## Problem details
Return the data exactly, with all pictures removed.

Start of Data shown

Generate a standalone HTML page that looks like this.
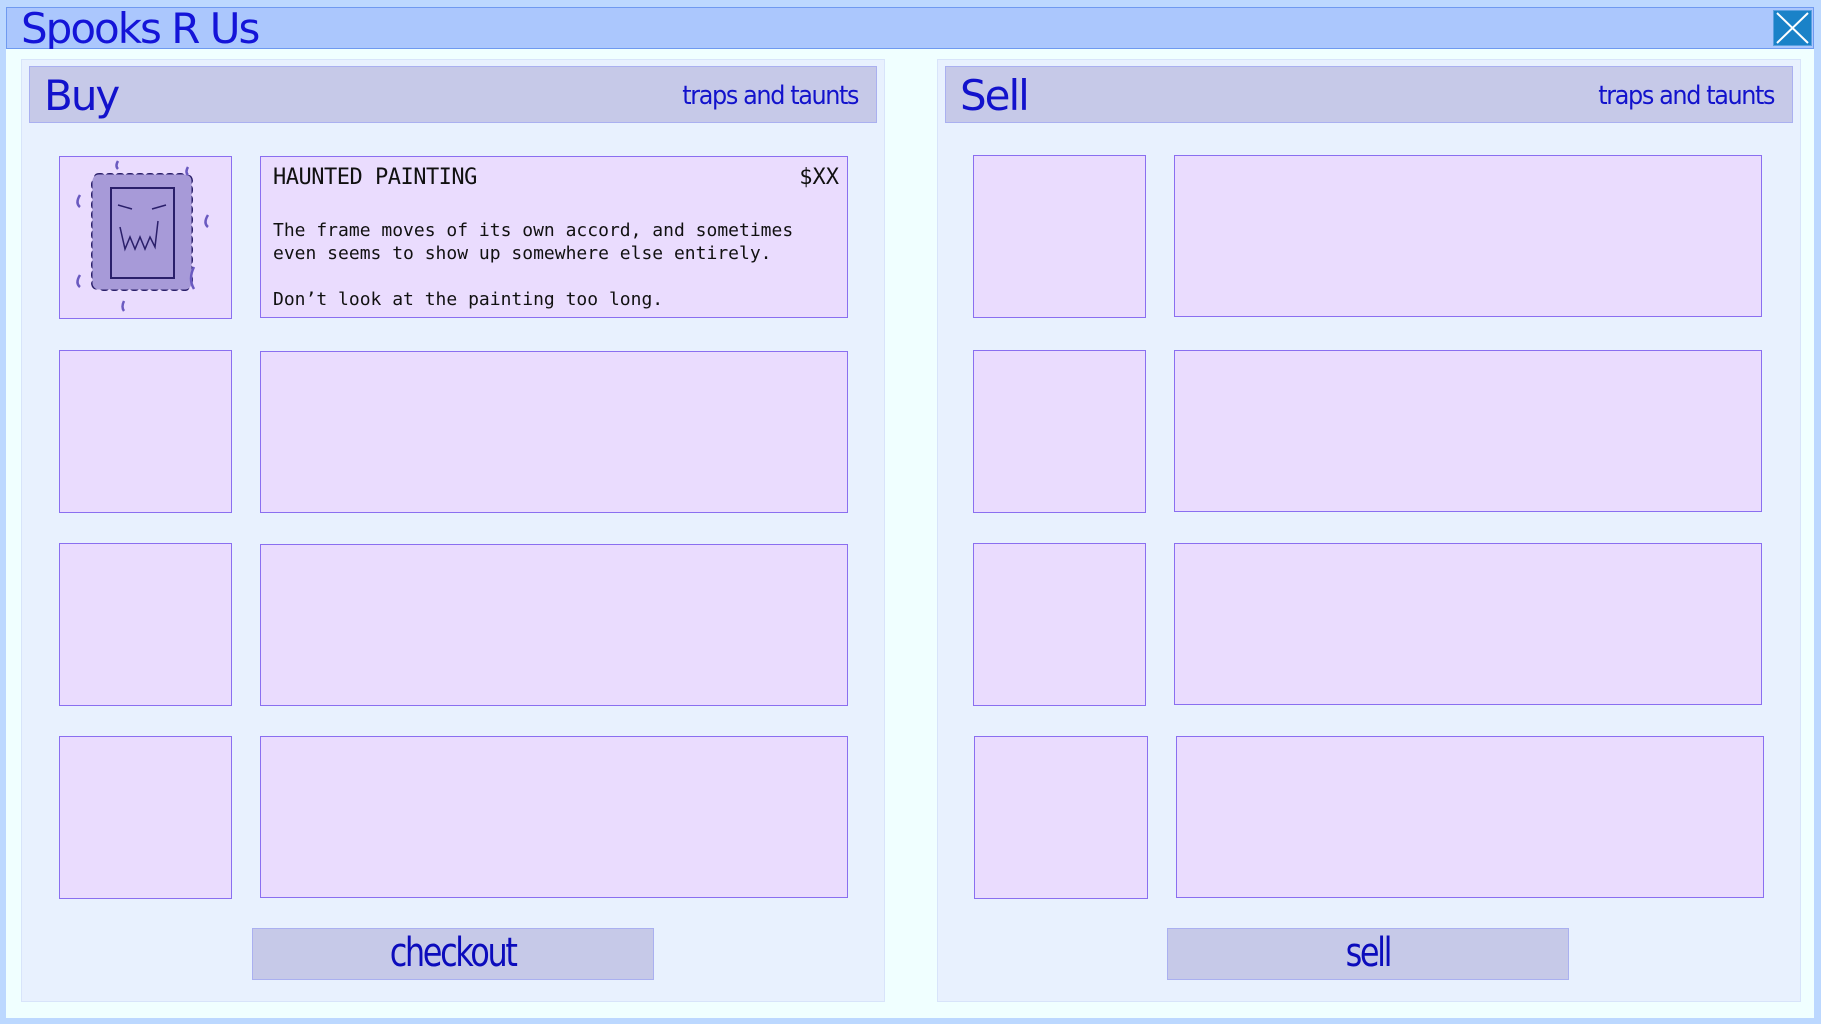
<!DOCTYPE html>
<html><head><meta charset="utf-8"><style>
*{margin:0;padding:0;box-sizing:border-box}
body{width:1821px;height:1024px;background:#bcd8ff;position:relative;overflow:hidden;font-family:"DejaVu Sans","Liberation Sans",sans-serif}
.abs{position:absolute}
.title{left:6px;top:7px;width:1808px;height:42px;background:#abc7fd;border:1px solid #6f9af0}
.title span{position:absolute;left:14px;top:-4px;font-size:42px;color:#1414d8;letter-spacing:-2px}
.close{left:1773px;top:10px;width:39px;height:36px;background:#1a82c8;border:1px solid #5aa0e0}
.main{left:6px;top:49px;width:1808px;height:969px;background:#f0ffff}
.panel{top:59px;width:864px;height:943px;background:#e8f1fe;border:1px solid #d8e4fa}
.hdr{top:66px;height:57px;background:#c6c9e8;border:1px solid #aab0f0}
.hdr .t{position:absolute;left:14px;top:4px;font-size:42px;color:#1212cc;letter-spacing:-2px}
.hdr .s{position:absolute;right:18px;top:14px;font-size:26px;color:#1212cc;letter-spacing:-1.5px;transform:scaleX(.92);transform-origin:right}
.box{background:#eadcfe;border:1.5px solid #8a6ff0}
.btn{top:928px;width:402px;height:52px;background:#c6c9e8;border:1px solid #aab0f0;color:#0c0cbc;font-size:40px;text-align:center;line-height:48px;letter-spacing:-3px}
.btn span{display:inline-block;transform:scaleX(.8)}
.mono{font-family:"DejaVu Sans Mono","Liberation Mono",monospace;color:#111}
</style></head><body>
<div class="abs title"><span>Spooks R Us</span></div>
<div class="abs close"><svg width="37" height="34"><path d="M3 2L34 32M34 2L3 32" stroke="#fff" stroke-width="2"/></svg></div>
<div class="abs main"></div>
<div class="abs panel" style="left:21px"></div>
<div class="abs panel" style="left:937px"></div>
<div class="abs hdr" style="left:29px;width:848px"><span class="t">Buy</span><span class="s">traps and taunts</span></div>
<div class="abs hdr" style="left:945px;width:848px"><span class="t">Sell</span><span class="s">traps and taunts</span></div>

<div class="abs box" style="left:59px;top:156px;width:173px;height:163px">
<svg width="170" height="160" viewBox="0 0 170 160">
<rect x="35" y="20" width="94" height="110" rx="4" fill="#a79ad8" stroke="#2a1f6a" stroke-width="8" stroke-dasharray="2 8" stroke-linecap="round"/>
<rect x="35" y="20" width="94" height="110" rx="4" fill="#a79ad8" stroke="#a79ad8" stroke-width="5"/>
<rect x="51" y="31" width="63" height="90" fill="#a79ad8" stroke="#2a1f6a" stroke-width="2"/>
<path d="M58 48l14 4M106 48l-14 4M60 70l5 22 5-12 5 12 5-12 5 12 5-12 5 10 3-26" fill="none" stroke="#2a1f6a" stroke-width="1.5"/>
<g fill="none" stroke="#6a5ac0" stroke-width="2.5"><path d="M20 38q-5 8 0 12"/><path d="M148 58q-5 8 0 12"/><path d="M20 118q-5 8 0 12"/><path d="M134 110q-6 12 0 22"/><path d="M58 4q-3 5 0 8"/><path d="M128 10q-3 5 0 8"/><path d="M64 144q-3 6 0 10"/></g>
</svg></div>
<div class="abs box" style="left:260px;top:156px;width:588px;height:162px">
<div class="abs mono" style="left:12px;top:8px;font-size:22px;letter-spacing:-0.5px">HAUNTED PAINTING</div>
<div class="abs mono" style="right:8px;top:8px;font-size:22px">$XX</div>
<div class="abs mono" style="left:12px;top:62px;font-size:18px;line-height:23px;white-space:pre">The frame moves of its own accord, and sometimes
even seems to show up somewhere else entirely.

Don’t look at the painting too long.</div>
</div>

<div class="abs box" style="left:59px;top:350px;width:173px;height:163px"></div>
<div class="abs box" style="left:260px;top:351px;width:588px;height:162px"></div>
<div class="abs box" style="left:59px;top:543px;width:173px;height:163px"></div>
<div class="abs box" style="left:260px;top:544px;width:588px;height:162px"></div>
<div class="abs box" style="left:59px;top:736px;width:173px;height:163px"></div>
<div class="abs box" style="left:260px;top:736px;width:588px;height:162px"></div>

<div class="abs box" style="left:973px;top:155px;width:173px;height:163px"></div>
<div class="abs box" style="left:1174px;top:155px;width:588px;height:162px"></div>
<div class="abs box" style="left:973px;top:350px;width:173px;height:163px"></div>
<div class="abs box" style="left:1174px;top:350px;width:588px;height:162px"></div>
<div class="abs box" style="left:973px;top:543px;width:173px;height:163px"></div>
<div class="abs box" style="left:1174px;top:543px;width:588px;height:162px"></div>
<div class="abs box" style="left:974px;top:736px;width:174px;height:163px"></div>
<div class="abs box" style="left:1176px;top:736px;width:588px;height:162px"></div>

<div class="abs btn" style="left:252px"><span>checkout</span></div>
<div class="abs btn" style="left:1167px"><span>sell</span></div>
</body></html>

End of Data shown

## Response to this task
Generate a standalone HTML page that looks like this.
<!DOCTYPE html>
<html><head><meta charset="utf-8"><style>
*{margin:0;padding:0;box-sizing:border-box}
body{width:1821px;height:1024px;background:#bcd8ff;position:relative;overflow:hidden;font-family:"DejaVu Sans","Liberation Sans",sans-serif}
.abs{position:absolute}
.title{left:6px;top:7px;width:1808px;height:42px;background:#abc7fd;border:1px solid #6f9af0}
.title span{position:absolute;left:14px;top:-4px;font-size:42px;color:#1414d8;letter-spacing:-2px}
.close{left:1773px;top:10px;width:39px;height:36px;background:#1a82c8;border:1px solid #5aa0e0}
.main{left:6px;top:49px;width:1808px;height:969px;background:#f0ffff}
.panel{top:59px;width:864px;height:943px;background:#e8f1fe;border:1px solid #d8e4fa}
.hdr{top:66px;height:57px;background:#c6c9e8;border:1px solid #aab0f0}
.hdr .t{position:absolute;left:14px;top:4px;font-size:42px;color:#1212cc;letter-spacing:-2px}
.hdr .s{position:absolute;right:18px;top:14px;font-size:26px;color:#1212cc;letter-spacing:-1.5px;transform:scaleX(.92);transform-origin:right}
.box{background:#eadcfe;border:1.5px solid #8a6ff0}
.btn{top:928px;width:402px;height:52px;background:#c6c9e8;border:1px solid #aab0f0;color:#0c0cbc;font-size:40px;text-align:center;line-height:48px;letter-spacing:-3px}
.btn span{display:inline-block;transform:scaleX(.8)}
.mono{font-family:"DejaVu Sans Mono","Liberation Mono",monospace;color:#111}
</style></head><body>
<div class="abs title"><span>Spooks R Us</span></div>
<div class="abs close"><svg width="37" height="34"><path d="M3 2L34 32M34 2L3 32" stroke="#fff" stroke-width="2"/></svg></div>
<div class="abs main"></div>
<div class="abs panel" style="left:21px"></div>
<div class="abs panel" style="left:937px"></div>
<div class="abs hdr" style="left:29px;width:848px"><span class="t">Buy</span><span class="s">traps and taunts</span></div>
<div class="abs hdr" style="left:945px;width:848px"><span class="t">Sell</span><span class="s">traps and taunts</span></div>

<div class="abs box" style="left:59px;top:156px;width:173px;height:163px">
<svg width="170" height="160" viewBox="0 0 170 160">
<rect x="35" y="20" width="94" height="110" rx="4" fill="#a79ad8" stroke="#2a1f6a" stroke-width="8" stroke-dasharray="2 8" stroke-linecap="round"/>
<rect x="35" y="20" width="94" height="110" rx="4" fill="#a79ad8" stroke="#a79ad8" stroke-width="5"/>
<rect x="51" y="31" width="63" height="90" fill="#a79ad8" stroke="#2a1f6a" stroke-width="2"/>
<path d="M58 48l14 4M106 48l-14 4M60 70l5 22 5-12 5 12 5-12 5 12 5-12 5 10 3-26" fill="none" stroke="#2a1f6a" stroke-width="1.5"/>
<g fill="none" stroke="#6a5ac0" stroke-width="2.5"><path d="M20 38q-5 8 0 12"/><path d="M148 58q-5 8 0 12"/><path d="M20 118q-5 8 0 12"/><path d="M134 110q-6 12 0 22"/><path d="M58 4q-3 5 0 8"/><path d="M128 10q-3 5 0 8"/><path d="M64 144q-3 6 0 10"/></g>
</svg></div>
<div class="abs box" style="left:260px;top:156px;width:588px;height:162px">
<div class="abs mono" style="left:12px;top:8px;font-size:22px;letter-spacing:-0.5px">HAUNTED PAINTING</div>
<div class="abs mono" style="right:8px;top:8px;font-size:22px">$XX</div>
<div class="abs mono" style="left:12px;top:62px;font-size:18px;line-height:23px;white-space:pre">The frame moves of its own accord, and sometimes
even seems to show up somewhere else entirely.

Don’t look at the painting too long.</div>
</div>

<div class="abs box" style="left:59px;top:350px;width:173px;height:163px"></div>
<div class="abs box" style="left:260px;top:351px;width:588px;height:162px"></div>
<div class="abs box" style="left:59px;top:543px;width:173px;height:163px"></div>
<div class="abs box" style="left:260px;top:544px;width:588px;height:162px"></div>
<div class="abs box" style="left:59px;top:736px;width:173px;height:163px"></div>
<div class="abs box" style="left:260px;top:736px;width:588px;height:162px"></div>

<div class="abs box" style="left:973px;top:155px;width:173px;height:163px"></div>
<div class="abs box" style="left:1174px;top:155px;width:588px;height:162px"></div>
<div class="abs box" style="left:973px;top:350px;width:173px;height:163px"></div>
<div class="abs box" style="left:1174px;top:350px;width:588px;height:162px"></div>
<div class="abs box" style="left:973px;top:543px;width:173px;height:163px"></div>
<div class="abs box" style="left:1174px;top:543px;width:588px;height:162px"></div>
<div class="abs box" style="left:974px;top:736px;width:174px;height:163px"></div>
<div class="abs box" style="left:1176px;top:736px;width:588px;height:162px"></div>

<div class="abs btn" style="left:252px"><span>checkout</span></div>
<div class="abs btn" style="left:1167px"><span>sell</span></div>
</body></html>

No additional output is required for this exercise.